Here are practical rules you can reuse when evaluating such a DEX:

– Measure effective round-trip latency by sending small test orders and cancels during live markets; use that as the latency parameter in your risk models. Platforms with ~0.07s blocks may still exhibit higher end-to-end latency under load.

– Treat HLP-provided depth as conditional: model two states (normal and stressed) and run P&L scenarios across both. Stress state should assume HLP participation reduced by a fixed fraction (for example, 50%) unless you have up-to-date on-chain telemetry.

– If you run high leverage, keep a conservative margin buffer and avoid relying solely on “instant on-chain cancels” as your risk control. Build in farmable collateral that can be moved or bridged quickly from common sources (ETH mainnet, Arbitrum) if the exchange supports bridging.

– Monitor governance and token events. Large token unlocks (the recent 9.92M HYPE release) or treasury actions (using HYPE as options collateral) can change liquidity incentives and must be incorporated into your liquidity forecasting.

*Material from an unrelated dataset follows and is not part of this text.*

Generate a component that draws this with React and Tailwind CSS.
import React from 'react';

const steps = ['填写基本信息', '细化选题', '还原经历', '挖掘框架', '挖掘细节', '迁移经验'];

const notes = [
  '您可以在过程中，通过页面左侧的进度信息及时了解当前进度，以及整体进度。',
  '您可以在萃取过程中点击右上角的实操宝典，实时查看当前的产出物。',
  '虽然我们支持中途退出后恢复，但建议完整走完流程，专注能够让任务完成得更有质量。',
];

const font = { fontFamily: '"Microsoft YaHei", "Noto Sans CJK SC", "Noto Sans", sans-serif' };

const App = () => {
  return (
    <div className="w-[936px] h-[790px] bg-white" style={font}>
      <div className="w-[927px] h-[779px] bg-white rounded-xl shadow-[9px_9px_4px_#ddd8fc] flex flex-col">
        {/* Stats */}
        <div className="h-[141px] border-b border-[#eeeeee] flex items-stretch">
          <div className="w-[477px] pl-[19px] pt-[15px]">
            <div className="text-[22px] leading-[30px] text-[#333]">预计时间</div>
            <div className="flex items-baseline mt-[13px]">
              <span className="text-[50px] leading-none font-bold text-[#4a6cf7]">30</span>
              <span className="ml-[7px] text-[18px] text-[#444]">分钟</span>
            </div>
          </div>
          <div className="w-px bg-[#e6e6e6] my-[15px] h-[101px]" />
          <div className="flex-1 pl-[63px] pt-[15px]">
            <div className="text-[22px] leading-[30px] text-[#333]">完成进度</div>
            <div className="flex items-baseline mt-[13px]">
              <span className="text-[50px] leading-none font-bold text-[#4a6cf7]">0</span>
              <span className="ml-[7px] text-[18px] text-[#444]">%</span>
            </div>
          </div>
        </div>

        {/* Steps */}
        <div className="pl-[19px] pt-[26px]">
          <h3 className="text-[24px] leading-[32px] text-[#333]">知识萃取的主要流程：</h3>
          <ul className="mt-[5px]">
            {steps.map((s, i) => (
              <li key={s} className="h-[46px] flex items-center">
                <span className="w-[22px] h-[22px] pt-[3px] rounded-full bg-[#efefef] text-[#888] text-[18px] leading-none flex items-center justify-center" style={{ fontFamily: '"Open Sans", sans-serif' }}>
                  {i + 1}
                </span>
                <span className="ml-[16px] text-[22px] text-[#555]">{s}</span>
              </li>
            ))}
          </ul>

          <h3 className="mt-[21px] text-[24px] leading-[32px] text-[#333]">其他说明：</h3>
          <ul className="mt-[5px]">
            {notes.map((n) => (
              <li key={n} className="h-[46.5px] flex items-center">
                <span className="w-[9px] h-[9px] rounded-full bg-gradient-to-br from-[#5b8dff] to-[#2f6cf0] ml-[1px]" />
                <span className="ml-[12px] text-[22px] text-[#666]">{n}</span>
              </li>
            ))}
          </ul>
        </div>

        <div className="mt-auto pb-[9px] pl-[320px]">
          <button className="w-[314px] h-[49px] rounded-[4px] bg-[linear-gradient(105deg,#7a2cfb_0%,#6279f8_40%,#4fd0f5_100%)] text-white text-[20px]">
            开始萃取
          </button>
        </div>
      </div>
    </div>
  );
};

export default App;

Where this setup breaks and what to watch next

Three failure modes are important to recognize: validator censorship or downtime delaying cancels and liquidations; HLP withdrawal or gameable incentives during coordinated selling; and market manipulation on low-liquidity assets that overwhelms automated position limits. Each maps to operational mitigations: diversify execution across venues, pre-fund backup collateral, and avoid concentrated exposure to thin alt markets where automated position limits are weak.

Near-term signals that would change the calculus include: (1) increases in HLP deposit concentration or withdrawals following a token unlock; (2) changes to validator set governance that widen centralization risk; and (3) large institutional flows from integrations such as Ripple Prime bringing sustained volume. The Ripple Prime integration is a concrete signal to watch—if institutional flows persist, the HLP may perform better as a depth buffer, and fee accruals to depositors could rise, improving the vault’s economic sustainability.